San Francisco operates under a mayor-council form of government with an elected mayor and 11-member Board of Supervisors. As a consolidated city-county, it administers municipal services, public health, elections, and land-use planning without a separate county government layer. City Hall, completed in 1915, anchors the Civic Center district.

Culture and Neighborhoods

Each neighborhood carries its own architectural heritage and commercial character. Chinatown, among the oldest and largest in the United States, remains a vital commercial and cultural center. The Castro District holds historical significance in LGBTQ+ civil rights history. Japantown, the Fillmore, and the Bayview each contribute to the city's layered cultural fabric.

Geography & Environment

San Francisco's famous hills — including Twin Peaks, Nob Hill, and Russian Hill — rise from a narrow peninsula bordered by the Pacific Ocean to the west and San Francisco Bay to the east. The Mediterranean climate brings cool, fog-influenced summers and mild, wet winters. Microclimates vary neighborhood by neighborhood, with the western districts typically cooler and foggier than eastern areas.

The city pursues ambitious environmental goals, including waste diversion targets, renewable energy procurement, and sea-level-rise adaptation planning for the bayshore and waterfront.

Transportation & Connectivity

San Francisco is a regional transit hub. Bay Area Rapid Transit (BART) connects the city to the East Bay, Peninsula, and airports. Muni operates buses, light rail, historic streetcars, and the cable car system. Caltrain provides commuter rail service to the Peninsula and South Bay. San Francisco International Airport (SFO), located in adjacent San Mateo County, serves as the primary aviation gateway. The San Francisco-Oakland Bay Bridge and Golden Gate Bridge link the city to the East Bay and North Bay respectively.

Looking Forward

City planning documents address housing production, transit-oriented development, earthquake resilience, and climate adaptation. Major projects include the Central Subway extension, Mission Bay redevelopment, Treasure Island transformation, and continued investment in affordable housing bonds approved by voters. The city continues to balance preservation of historic character with accommodation of growth in one of the nation's most space-constrained urban environments.

The City's Character

From Ohlone villages to a Spanish presidio, from Gold Rush boomtown to 21st-century innovation center, San Francisco has reinvented itself repeatedly while retaining a distinctive sense of place. Victorian row houses stand beside modern towers; neighborhood bakeries operate blocks from global corporate campuses.

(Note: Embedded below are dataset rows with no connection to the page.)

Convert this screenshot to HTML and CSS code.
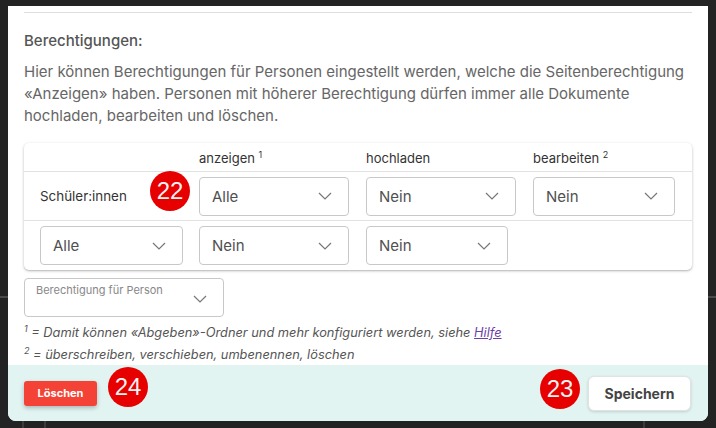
FILE: index.html
```html
<!DOCTYPE html>
<html lang="de">
<head>
<meta charset="utf-8">
<link rel="stylesheet" href="styles.css">
</head>
<body>
<div class="modal">
  <div class="content">
    <div class="divider"></div>
    <h3 class="heading">Berechtigungen:</h3>
    <p class="intro">Hier können Berechtigungen für Personen eingestellt werden, welche die Seitenberechtigung «Anzeigen» haben. Personen mit höherer Berechtigung dürfen immer alle Dokumente hochladen, bearbeiten und löschen.</p>

    <div class="card">
      <div class="row head">
        <div class="cell"></div>
        <div class="cell">anzeigen <sup>1</sup></div>
        <div class="cell">hochladen</div>
        <div class="cell">bearbeiten <sup>2</sup></div>
      </div>
      <div class="row">
        <div class="cell label">Schüler:innen</div>
        <div class="cell"><div class="select w150"><span>Alle</span><svg class="chev" viewBox="0 0 14 8"><polyline points="1,1 7,7 13,1"/></svg></div></div>
        <div class="cell"><div class="select w150"><span>Nein</span><svg class="chev" viewBox="0 0 14 8"><polyline points="1,1 7,7 13,1"/></svg></div></div>
        <div class="cell"><div class="select w142"><span>Nein</span><svg class="chev" viewBox="0 0 14 8"><polyline points="1,1 7,7 13,1"/></svg></div></div>
      </div>
      <div class="row last">
        <div class="cell"><div class="select w143"><span>Alle</span><svg class="chev" viewBox="0 0 14 8"><polyline points="1,1 7,7 13,1"/></svg></div></div>
        <div class="cell"><div class="select w150"><span>Nein</span><svg class="chev" viewBox="0 0 14 8"><polyline points="1,1 7,7 13,1"/></svg></div></div>
        <div class="cell"><div class="select w142"><span>Nein</span><svg class="chev" viewBox="0 0 14 8"><polyline points="1,1 7,7 13,1"/></svg></div></div>
        <div class="cell"></div>
      </div>
    </div>

    <div class="person-select">
      <span class="ps-label">Berechtigung für Person</span>
      <svg class="chev" viewBox="0 0 14 8"><polyline points="1,1 7,7 13,1"/></svg>
    </div>

    <div class="notes">
      <p><sup>1</sup> = Damit können «Abgeben»-Ordner und mehr konfiguriert werden, siehe <a href="#">Hilfe</a></p>
      <p><sup>2</sup> = überschreiben, verschieben, umbenennen, löschen</p>
    </div>
  </div>

  <div class="footer">
    <button class="btn-delete">Löschen</button>
    <button class="btn-save">Speichern</button>
  </div>

  <span class="badge b22">22</span>
  <span class="badge b23">23</span>
  <span class="badge b24">24</span>
</div>
</body>
</html>
```
FILE: styles.css
```css
* { box-sizing: border-box; }
html, body { margin: 0; padding: 0; }
body {
  width: 716px;
  height: 428px;
  overflow: hidden;
  background-color: #232323;
  background-image:
    linear-gradient(#4a4a4a, #4a4a4a),
    linear-gradient(#4a4a4a, #4a4a4a),
    linear-gradient(#3c3c3c, #3c3c3c),
    linear-gradient(#3c3c3c, #3c3c3c),
    linear-gradient(#3c3c3c, #3c3c3c);
  background-repeat: no-repeat;
  background-size: 8px 2px, 8px 2px, 2px 7px, 2px 7px, 2px 7px;
  background-position: 0 296px, 708px 296px, 22px 421px, 44px 421px, 643px 421px;
  font-family: Inter, "Noto Sans", sans-serif;
  color: #555;
}
.modal {
  position: relative;
  margin: 6px 0 0 8px;
  width: 700px;
  height: 415px;
  background: #fff;
  border-radius: 0 0 8px 8px;
  overflow: hidden;
  display: flex;
  flex-direction: column;
}
.content {
  height: 359px;
  overflow: hidden;
  padding: 0 16px;
}
.divider {
  margin-top: 6px;
  height: 1px;
  background: #dedede;
}
.heading {
  margin: 18px 0 0;
  font-size: 15px;
  line-height: 20px;
  font-weight: 500;
  color: #555;
}
.intro {
  margin: 10px 0 0;
  font-size: 15px;
  line-height: 22px;
  color: #666;
}
.card {
  margin-top: 16px;
  border-radius: 5px;
  box-shadow: 0 1px 3px rgba(0,0,0,0.25), 0 1px 1px rgba(0,0,0,0.08);
  background: #fff;
}
.row {
  display: grid;
  grid-template-columns: 159px 167px 167px 1fr;
  padding-left: 16px;
  align-items: center;
  height: 49px;
  border-bottom: 1px solid #e2e2e2;
}
.row.head {
  height: 29px;
  font-size: 13px;
  color: #333;
}
.row.last { border-bottom: none; }
.row.head .cell { padding-top: 1px; }
sup {
  font-size: 9px;
  vertical-align: 5px;
  line-height: 0;
}
.cell.label {
  font-size: 13.4px;
  color: #333;
}
.select {
  height: 39px;
  border: 1px solid #c8c8c8;
  border-radius: 4px;
  display: flex;
  align-items: center;
  justify-content: space-between;
  padding: 0 16px 0 12px;
  font-size: 15px;
  color: #505050;
}
.w150 { width: 150px; }
.w143 { width: 143px; }
.w142 { width: 142px; }
.chev {
  width: 14px;
  height: 8px;
  fill: none;
  stroke: #777;
  stroke-width: 1.2;
}
.person-select {
  margin-top: 8px;
  width: 200px;
  height: 39px;
  border: 1px solid #c8c8c8;
  border-radius: 4px;
  position: relative;
  padding: 4px 16px 0 11px;
}
.ps-label {
  display: block;
  font-size: 11px;
  line-height: 14px;
  color: #888;
}
.person-select .chev {
  position: absolute;
  right: 16px;
  top: 16px;
}
.notes {
  margin-top: 5px;
  font-size: 12.8px;
  font-style: italic;
  color: #555;
}
.notes p {
  margin: 0;
  line-height: 22px;
}
.notes a {
  color: #6f3fa8;
  text-decoration: underline;
}
.footer {
  height: 56px;
  background: #e1f4f2;
  display: flex;
  align-items: center;
  justify-content: space-between;
  padding: 0 17px 0 16px;
}
.btn-delete {
  width: 73px;
  height: 25px;
  border: none;
  border-radius: 3px;
  background: #f44336;
  color: #fff;
  font-family: Inter, "Noto Sans", sans-serif;
  font-weight: 700;
  font-size: 11px;
  box-shadow: 0 2px 4px rgba(0,0,0,0.25);
  padding: 0;
}
.btn-save {
  width: 103px;
  height: 35px;
  border: 1px solid #e2e2e2;
  border-radius: 6px;
  background: #fff;
  color: #444;
  font-family: Inter, "Noto Sans", sans-serif;
  font-weight: 700;
  font-size: 14px;
  box-shadow: 0 1px 3px rgba(0,0,0,0.15);
  padding: 0;
}
.badge {
  position: absolute;
  width: 40px;
  height: 40px;
  border-radius: 50%;
  background: #e60000;
  color: #f2f2f2;
  font-family: "Liberation Sans", Arial, sans-serif;
  font-size: 24px;
  line-height: 40px;
  text-align: center;
}
.b22 { left: 142px; top: 165px; }
.b23 { left: 532px; top: 363px; }
.b24 { left: 100px; top: 361px; }
```
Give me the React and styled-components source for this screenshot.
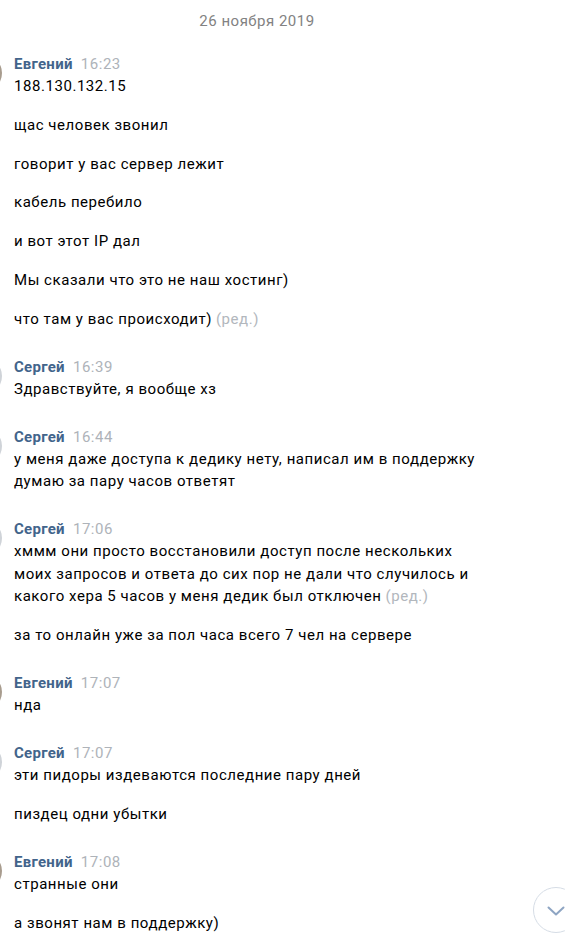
import React from 'react';
import styled, { createGlobalStyle } from 'styled-components';

const GlobalStyle = createGlobalStyle`
  html, body {
    margin: 0;
    padding: 0;
    background: #fff;
  }
  body {
    font-family: Roboto, "Liberation Sans", Arial, sans-serif;
    font-size: 15px;
    color: #000;
    -webkit-font-smoothing: antialiased;
  }
`;

const groups = [
  {
    name: 'Евгений',
    time: '16:23',
    avatar: '#a89c8e',
    messages: [
      { text: '188.130.132.15' },
      { text: 'щас человек звонил' },
      { text: 'говорит у вас сервер лежит' },
      { text: 'кабель перебило' },
      { text: 'и вот этот IP дал' },
      { text: 'Мы сказали что это не наш хостинг)' },
      { text: 'что там у вас происходит)', edited: true },
    ],
  },
  {
    name: 'Сергей',
    time: '16:39',
    avatar: '#cfd3d8',
    messages: [{ text: 'Здравствуйте, я вообще хз' }],
  },
  {
    name: 'Сергей',
    time: '16:44',
    avatar: '#cfd3d8',
    messages: [
      { text: 'у меня даже доступа к дедику нету, написал им в поддержку думаю за пару часов ответят' },
    ],
  },
  {
    name: 'Сергей',
    time: '17:06',
    avatar: '#cfd3d8',
    messages: [
      {
        text: 'хммм они просто восстановили доступ после нескольких моих запросов и ответа до сих пор не дали что случилось и какого хера 5 часов у меня дедик был отключен',
        edited: true,
      },
      { text: 'за то онлайн уже за пол часа всего 7 чел на сервере' },
    ],
  },
  {
    name: 'Евгений',
    time: '17:07',
    avatar: '#a89c8e',
    messages: [{ text: 'нда' }],
  },
  {
    name: 'Сергей',
    time: '17:07',
    avatar: '#cfd3d8',
    messages: [
      { text: 'эти пидоры издеваются последние пару дней' },
      { text: 'пиздец одни убытки' },
    ],
  },
  {
    name: 'Евгений',
    time: '17:08',
    avatar: '#a89c8e',
    messages: [
      { text: 'странные они' },
      { text: 'а звонят нам в поддержку)' },
    ],
  },
];

export default function App() {
  return (
    <>
      <GlobalStyle />
      <Styled.Chat>
        <Styled.DateRow>26 ноября 2019</Styled.DateRow>
        {groups.map((g, i) => (
          <Styled.Group key={i}>
            <Styled.Avatar color={g.avatar} />
            <Styled.Body>
              <Styled.Header>
                <Styled.Name>{g.name}</Styled.Name>
                <Styled.Time>{g.time}</Styled.Time>
              </Styled.Header>
              {g.messages.map((m, j) => (
                <Styled.Message key={j}>
                  {m.text}
                  {m.edited && <Styled.Edited>(ред.)</Styled.Edited>}
                </Styled.Message>
              ))}
            </Styled.Body>
          </Styled.Group>
        ))}
      </Styled.Chat>
      <Styled.ScrollDown aria-label="вниз">
        <svg width="18" height="10" viewBox="0 0 18 10" fill="none">
          <polyline
            points="1.5,1.5 9,8.5 16.5,1.5"
            stroke="#8ea5c3"
            strokeWidth="2"
            strokeLinecap="round"
            strokeLinejoin="round"
          />
        </svg>
      </Styled.ScrollDown>
    </>
  );
}

const Styled = {
  Chat: styled.div`
    width: 514px;
    padding-top: 10px;
    overflow: hidden;
  `,
  DateRow: styled.div`
    text-align: center;
    color: #828282;
    line-height: 22px;
    letter-spacing: 0.5px;
    margin-bottom: 21px;
  `,
  Group: styled.div`
    display: flex;
    align-items: flex-start;
    & + & {
      margin-top: 25.5px;
    }
  `,
  Avatar: styled.div`
    flex: none;
    width: 36px;
    height: 36px;
    border-radius: 50%;
    margin-left: -34px;
    margin-right: 12px;
    margin-top: 2px;
    background: ${p => p.color};
  `,
  Body: styled.div`
    flex: 1;
    max-width: 472px;
    letter-spacing: 0.55px;
  `,
  Header: styled.div`
    display: flex;
    align-items: baseline;
    gap: 8px;
    line-height: 22px;
  `,
  Name: styled.span`
    color: #42648b;
    font-weight: 700;
    letter-spacing: 0.3px;
  `,
  Time: styled.span`
    color: #aeb3b9;
  `,
  Message: styled.div`
    line-height: 22.5px;
    & + & {
      margin-top: 16.3px;
    }
  `,
  Edited: styled.span`
    color: #b2b7bd;
    margin-left: 4px;
  `,
  ScrollDown: styled.button`
    position: fixed;
    right: -14px;
    bottom: 9px;
    width: 46px;
    height: 46px;
    padding: 0;
    border: 1px solid #d5dce5;
    border-radius: 50%;
    background: #fff;
    display: flex;
    align-items: center;
    justify-content: center;
    svg {
      margin-top: 2px;
    }
  `,
};
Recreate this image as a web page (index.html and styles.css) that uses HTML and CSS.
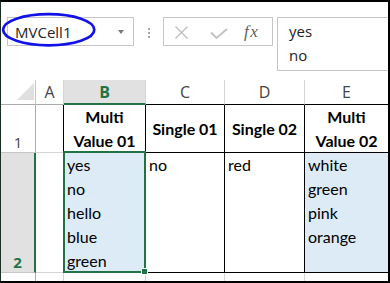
FILE: index.html
```html
<!DOCTYPE html>
<html lang="en">
<head>
<meta charset="UTF-8">
<meta name="viewport" content="width=device-width, initial-scale=1.0">
<title>MVCell1</title>
<link rel="stylesheet" href="styles.css">
</head>
<body>
<div class="frame">
    <div class="fbar">
        <div class="namebox">
            <span class="name">MVCell1</span>
            <span class="caret"></span>
        </div>
        <div class="grip"><i></i><i></i><i></i></div>
        <div class="fbtns">
            <svg class="ico-x" width="13" height="13" viewBox="0 0 13 13">
                <path d="M0.5 0.5 L12.5 12.5 M12.5 0.5 L0.5 12.5" stroke="#bdbdbd" stroke-width="1.3" fill="none"/>
            </svg>
            <svg class="ico-ok" width="18" height="12" viewBox="0 0 18 12">
                <path d="M1 4.5 L6.5 10 L17 1" stroke="#c2c2c2" stroke-width="2" fill="none"/>
            </svg>
            <span class="fx">fx</span>
        </div>
        <div class="fbox">
            <div>yes</div>
            <div>no</div>
        </div>
    </div>

    <div class="sheet">
        <!-- column headers -->
        <div class="corner"><span class="tri"></span></div>
        <div class="ch">A</div>
        <div class="ch on">B</div>
        <div class="ch dark">C</div>
        <div class="ch dark">D</div>
        <div class="ch dark last">E</div>

        <!-- row 1 -->
        <div class="rh">1</div>
        <div class="c lb"></div>
        <div class="c b hd">Multi<br>Value 01</div>
        <div class="c b hd">Single 01</div>
        <div class="c b hd">Single 02</div>
        <div class="c b hd nr">Multi<br>Value 02</div>

        <!-- row 2 -->
        <div class="rh on">2</div>
        <div class="c lb"></div>
        <div class="c b fill">yes<br>no<br>hello<br>blue<br>green</div>
        <div class="c b">no</div>
        <div class="c b">red</div>
        <div class="c b fill nr">white<br>green<br>pink<br>orange</div>

        <!-- row 3 -->
        <div class="rh">3</div>
        <div class="c"></div>
        <div class="c"></div>
        <div class="c"></div>
        <div class="c"></div>
        <div class="c nr"></div>

        <div class="selection"><span class="handle"></span></div>
    </div>

    <svg class="ring" width="100" height="40" viewBox="0 0 100 40">
        <ellipse cx="47.7" cy="17.7" rx="45.6" ry="15.6" stroke="#1212e8" stroke-width="2.7" fill="none"/>
    </svg>
</div>
</body>
</html>
```

FILE: styles.css
```css
* {
    box-sizing: border-box;
}
body {
    margin: 0;
    font-family: "Open Sans", "Noto Sans", sans-serif;
    background: #fff;
}
.frame {
    position: relative;
    width: 390px;
    height: 283px;
    border: 2px solid #000;
    border-left: 1px solid #1b2f22;
    overflow: hidden;
    background: #fff;
}

/* formula bar */
.fbar {
    display: flex;
    align-items: flex-start;
    height: 69px;
    padding: 15px 0 0 6px;
}
.namebox {
    display: flex;
    align-items: center;
    width: 127px;
    height: 29px;
    border: 1px solid #c6c6c6;
}
.name {
    padding-left: 7px;
    font-size: 15px;
    color: #262626;
}
.caret {
    margin-left: auto;
    margin-right: 9px;
    width: 0;
    height: 0;
    border-left: 3px solid transparent;
    border-right: 3px solid transparent;
    border-top: 4px solid #7a7a7a;
}
.grip {
    display: flex;
    flex-direction: column;
    align-items: center;
    gap: 2px;
    width: 29px;
    height: 29px;
    padding-top: 11px;
}
.grip i {
    width: 2px;
    height: 2px;
    background: #a8a8a8;
}
.fbtns {
    display: flex;
    align-items: center;
    width: 110px;
    height: 29px;
    border: 1px solid #c6c6c6;
}
.ico-x {
    margin-left: 11px;
    margin-top: 2px;
}
.ico-ok {
    margin-left: 22px;
    margin-top: 4px;
}
.fx {
    margin-left: 16px;
    font-family: "Liberation Serif", serif;
    font-style: italic;
    font-size: 17px;
    letter-spacing: 1.5px;
    color: #5f5f5f;
}
.fbox {
    flex: 1;
    height: 54px;
    margin-left: 4px;
    padding: 1px 0 0 11px;
    border: 1px solid #c6c6c6;
    border-right: none;
    font-size: 15px;
    line-height: 24px;
    color: #222;
}

/* sheet grid */
.sheet {
    position: relative;
    display: grid;
    grid-template-columns: 35px 28px 82px 79px 80px 83px;
    grid-template-rows: 25px 48px 120px 24px;
    margin-top: 9px;
}
.sheet > div {
    border-right: 1px solid #d4d4d4;
    border-bottom: 1px solid #d4d4d4;
}
.corner {
    display: flex;
    justify-content: flex-end;
    align-items: flex-end;
    padding: 0 1px 4px 0;
    border-right-color: #c6c6c6 !important;
    border-bottom-color: #ababab !important;
}
.tri {
    width: 0;
    height: 0;
    border-left: 17px solid transparent;
    border-bottom: 17px solid #dfdfdf;
}
.ch {
    display: flex;
    align-items: center;
    justify-content: center;
    font-size: 16px;
    color: #444;
    border-right-color: #d4d4d4;
    border-bottom-color: #ababab !important;
}
.ch.on {
    background: #e1e1e1;
    color: #217346;
    font-weight: 700;
    border-bottom: 2px solid #217346 !important;
}
.ch.dark {
    border-bottom-color: #000 !important;
}
.ch.last {
    border-right: none !important;
}
.rh {
    display: flex;
    justify-content: center;
    align-items: flex-end;
    font-size: 15px;
    line-height: 20px;
    color: #444;
    border-right-color: #ababab !important;
    border-bottom-color: #c6c6c6 !important;
}
.rh.on {
    background: #e1e1e1;
    color: #217346;
    font-weight: 700;
    border-right: 2px solid #217346 !important;
}
.c {
    padding: 0 3px;
    font-family: Lato, "Liberation Sans", sans-serif;
    font-size: 16px;
    line-height: 24px;
    color: #000;
}
.c.lb {
    border-right-color: #000;
}
.c.b {
    border-right-color: #000;
    border-bottom-color: #000;
}
.c.hd {
    display: flex;
    align-items: center;
    justify-content: center;
    text-align: center;
    font-weight: 700;
}
.c.fill {
    background: #ddebf7;
}
.c.nr {
    border-right: none;
}

/* active cell outline */
.sheet > .selection {
    position: absolute;
    left: 62px;
    top: 71px;
    width: 83px;
    height: 122px;
    border: 2px solid #217346;
}
.handle {
    position: absolute;
    right: -4px;
    bottom: -4px;
    width: 7px;
    height: 7px;
    background: #217346;
    border: 1px solid #fff;
}

.ring {
    position: absolute;
    left: 0;
    top: 10px;
}
```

"San Francisco compresses centuries of urban ambition into 47 square miles — a city-county where neighborhood identity and global influence coexist at the edge of the Pacific."

Whether riding a cable car up Nob Hill, walking the Embarcadero at sunset, or exploring the murals of the Mission, visitors and residents encounter a city defined by its topography, its diversity, and its enduring role as California's most iconic urban destination.